The role of the Humanities is questioned by many. Many have misunderstood the use of Humanities’ education. Students who study Humanities along with those who question the role of Humanities need to be educated that Humanities ideally should produce thinkers to this society. We do not need universities to become vocational training centres. This issue has been brought to discuss at many forums during and after the trade union action by the FUTA.

It is true that Humanities placement policy has made an over-production of its kind. But this does not stem from the university system itself. Arts subjects are taught in schools and most of the schools in rural and semi-rural areas have only Arts streams as there are no facilities for science and other subjects. It is therefore important to equip schools in rural and semi-rural areas with facilities for other subject streams so that students have more selection choices. Most of our rural students opt for Arts subjects in schools not because they like Arts. It is mainly because of the availability of only Arts and non-availability of other subject streams.

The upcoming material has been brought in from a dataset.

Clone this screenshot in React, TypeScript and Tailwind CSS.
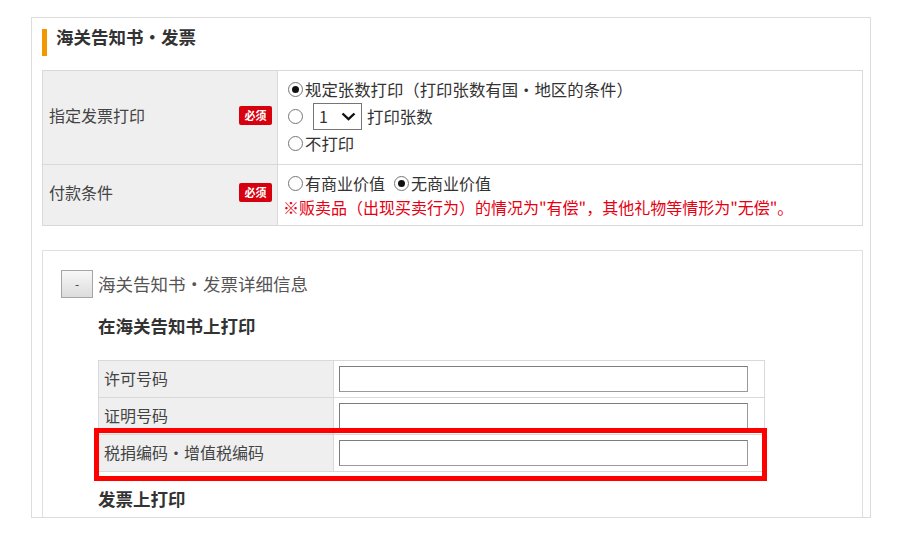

I am not too sure what the writer means by “platform for transfers”. Transfers from where to where? It is highly ambiguous. We need a large stock of qualified and skilled manpower true, but we must remember that the words such as “skilled, manpower, etc.” are more associated with vocations and not with education. Therefore, it is important to understand what is expected of universities as seats of knowledge and we need to recruit and retain the best brains in the country for our universities and not the best bodies in the country so that we can work towards the development of the country together with “skilled manpower”.     To do that we need “Our Universities” to function as prime seats of knowledge and what I mean by “Our Universities”is the State Universities as non-profit-oriented higher education organizations.